[Stored records]
------------------------------------

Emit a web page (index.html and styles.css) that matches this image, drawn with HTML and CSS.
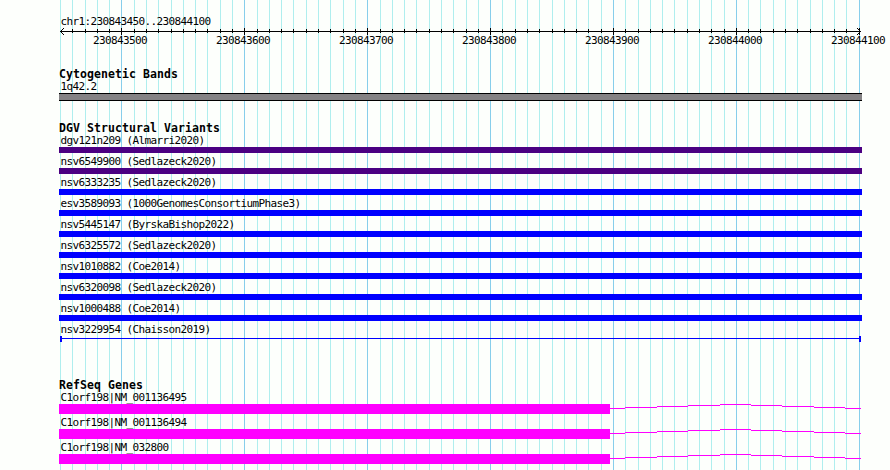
FILE: index.html
```
<!DOCTYPE html>
<html lang="en">
<head>
  <meta charset="UTF-8">
  <title>chr1:230843450..230844100</title>
  <link rel="stylesheet" href="styles.css">
</head>
<body>

<div class="browser">
  <svg class="grid" width="890" height="470" shape-rendering="crispEdges">
    <path id="gridMinor" class="grid-minor" />
    <path id="gridMajor" class="grid-major" />
  </svg>

  <div class="tracks">
    <div class="ruler">
      <div class="label">chr1:230843450..230844100</div>
      <svg class="axis" width="803" height="7" viewBox="59 28 803 7" shape-rendering="crispEdges">
        <path d="M60 31h801v1h-801z" />
        <path d="M61 30h1v3h-1zM62 29h1v1h-1zM62 33h1v1h-1zM63 28h1v1h-1zM63 34h1v1h-1z" />
        <path d="M859 30h1v3h-1zM858 29h1v1h-1zM858 33h1v1h-1zM857 28h1v1h-1zM857 34h1v1h-1z" />
        <path id="ticks" />
      </svg>
      <div class="numbers">
        <span>230843500</span>
        <span>230843600</span>
        <span>230843700</span>
        <span>230843800</span>
        <span>230843900</span>
        <span>230844000</span>
        <span>230844100</span>
      </div>
    </div>

    <div class="track cytobands">
      <h2>Cytogenetic Bands</h2>
      <div class="label">1q42.2</div>
      <div class="band"></div>
    </div>

    <div class="track variants">
      <h2>DGV Structural Variants</h2>
      <div class="feature"><div class="label">dgv121n209 (Almarri2020)</div><div class="bar complex"></div></div>
      <div class="feature"><div class="label">nsv6549900 (Sedlazeck2020)</div><div class="bar complex"></div></div>
      <div class="feature"><div class="label">nsv6333235 (Sedlazeck2020)</div><div class="bar gain"></div></div>
      <div class="feature"><div class="label">esv3589093 (1000GenomesConsortiumPhase3)</div><div class="bar gain"></div></div>
      <div class="feature"><div class="label">nsv5445147 (ByrskaBishop2022)</div><div class="bar gain"></div></div>
      <div class="feature"><div class="label">nsv6325572 (Sedlazeck2020)</div><div class="bar gain"></div></div>
      <div class="feature"><div class="label">nsv1010882 (Coe2014)</div><div class="bar gain"></div></div>
      <div class="feature"><div class="label">nsv6320098 (Sedlazeck2020)</div><div class="bar gain"></div></div>
      <div class="feature"><div class="label">nsv1000488 (Coe2014)</div><div class="bar gain"></div></div>
      <div class="feature"><div class="label">nsv3229954 (Chaisson2019)</div><div class="span"><i></i><i></i></div></div>
    </div>

    <div class="track genes">
      <h2>RefSeq Genes</h2>
      <div class="gene">
        <div class="label">C1orf198|NM_001136495</div>
        <div class="model"><div class="exon"></div><svg class="intron" width="251" height="10" shape-rendering="crispEdges"><use href="#intron" /></svg></div>
      </div>
      <div class="gene">
        <div class="label">C1orf198|NM_001136494</div>
        <div class="model"><div class="exon"></div><svg class="intron" width="251" height="10" shape-rendering="crispEdges"><use href="#intron" /></svg></div>
      </div>
      <div class="gene">
        <div class="label">C1orf198|NM_032800</div>
        <div class="model">
          <div class="exon"></div>
          <svg class="intron" width="251" height="10" shape-rendering="crispEdges">
            <path id="intron" d="M0 4h15v1h-15zM15 3h32v1h-32zM47 2h31v1h-31zM78 1h32v1h-32zM110 0h31v1h-31zM141 1h31v1h-31zM172 2h32v1h-32zM204 3h31v1h-31zM235 4h16v1h-16z" />
          </svg>
        </div>
      </div>
    </div>
  </div>
</div>

<script>
  // one grid line every 10 bp, a major one every 100 bp
  const start = 60.52;
  const step = 12.288;
  let minor = '';
  let major = '';
  let ticks = '';

  for (let i = 0; i <= 65; i++) {
    const x = Math.floor(start + i * step);
    if (i % 10 === 5) {
      major += `M${x} 0h1v470h-1z`;
      ticks += `M${x} 28h1v7h-1z`;
    } else {
      minor += `M${x} 0h1v470h-1z`;
      if (i > 0) ticks += `M${x} 29h1v4h-1z`;
    }
  }

  document.getElementById('gridMinor').setAttribute('d', minor);
  document.getElementById('gridMajor').setAttribute('d', major);
  document.getElementById('ticks').setAttribute('d', ticks);
</script>

</body>
</html>
```
FILE: styles.css
```
body {
  margin: 0;
  background: #fdfffc;
  color: #000;
  font-family: "DejaVu Sans Mono", monospace;
  font-size: 11px;
  line-height: 13px;
}

svg {
  display: block;
}

/* grid lines and tracks share the same cell */
.browser {
  display: grid;
  width: 890px;
  height: 470px;
  overflow: hidden;
}

.grid,
.tracks {
  grid-area: 1 / 1;
}

.grid-minor {
  fill: #afeeee;
}

.grid-major {
  fill: #87ceeb;
}

.tracks {
  padding: 15px 0 0 59px;
}

.label {
  height: 13px;
  padding-left: 1.4px;
  letter-spacing: -0.622px;
  white-space: pre;
}

h2 {
  margin: 0;
  height: 12px;
  font-size: 11.5px;
  font-weight: bold;
  line-height: 13px;
  letter-spacing: 0.077px;
  white-space: pre;
}

.numbers {
  display: flex;
  gap: 69px;
  height: 13px;
  margin-top: -1px;
  padding-left: 34px;
  letter-spacing: -0.622px;
}

.numbers span {
  flex: none;
  width: 54px;
}

.track {
  width: 803px;
}

.cytobands {
  margin-top: 21px;
}

.band {
  box-sizing: border-box;
  height: 8px;
  background: #848284;
  border-top: 1px solid #000;
  border-bottom: 1px solid #000;
}

.variants {
  margin-top: 21px;
}

.feature {
  height: 21px;
}

.bar {
  height: 6px;
}

.complex {
  background: #4b0082;
}

.gain {
  background: #0000ff;
}

.span {
  display: flex;
  justify-content: space-between;
  height: 6px;
  margin: 0 1px;
  background: linear-gradient(#0000ff, #0000ff) 0 2px / 100% 1px no-repeat;
}

.span i {
  width: 2px;
  background: #0000ff;
}

.genes {
  margin-top: 35px;
}

.gene {
  height: 25px;
}

.model {
  display: flex;
}

.exon {
  width: 551px;
  height: 10px;
  background: #ff00ff;
}

.intron {
  fill: #ff00ff;
}
```
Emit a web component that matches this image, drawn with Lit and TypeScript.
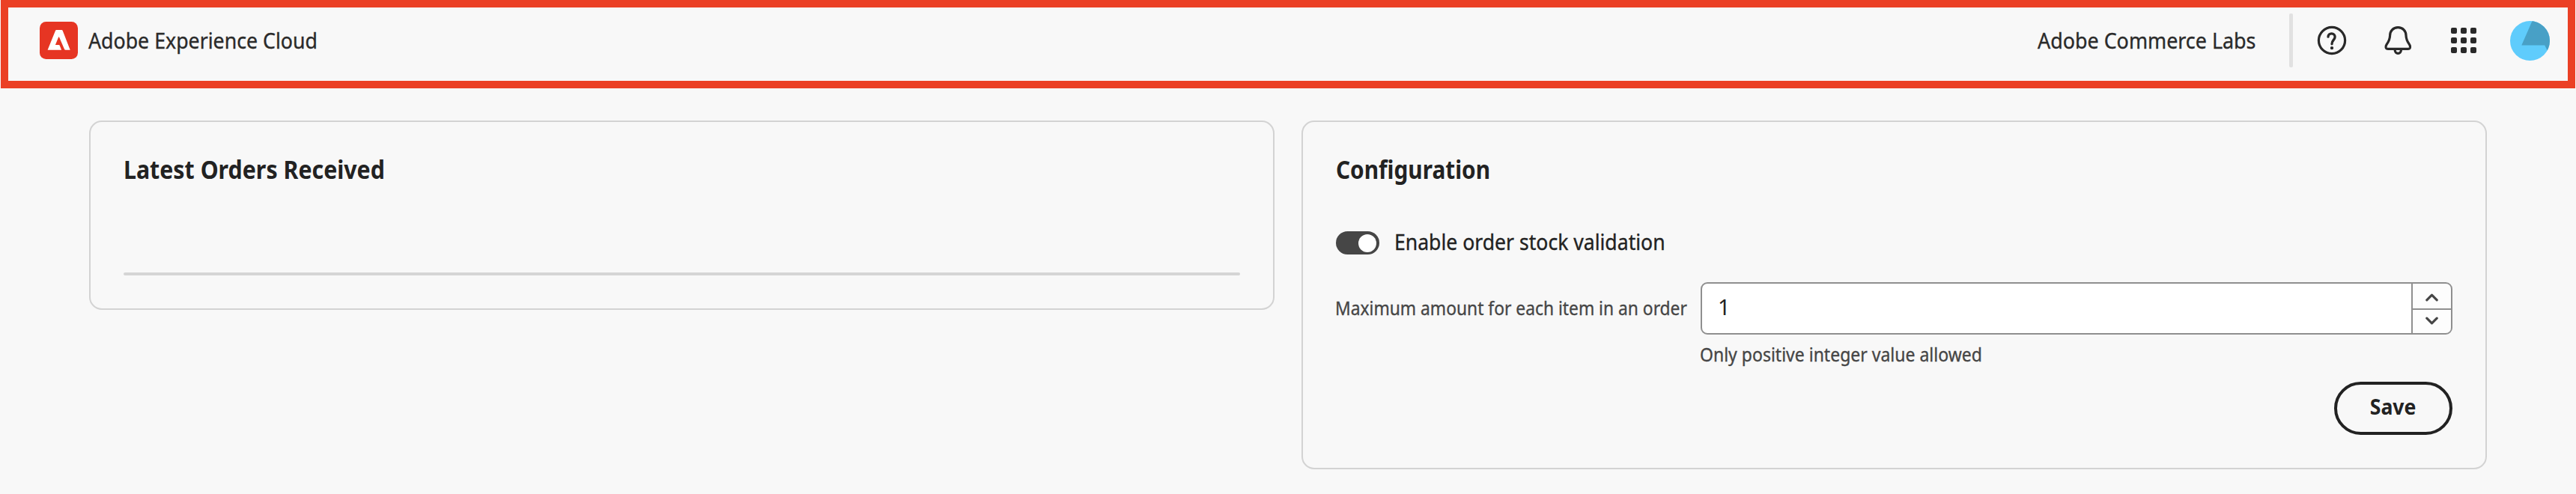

------------------------------------

What the task asks: Report how many lines in this data include the string "html", and nothing else.

Written solution: 5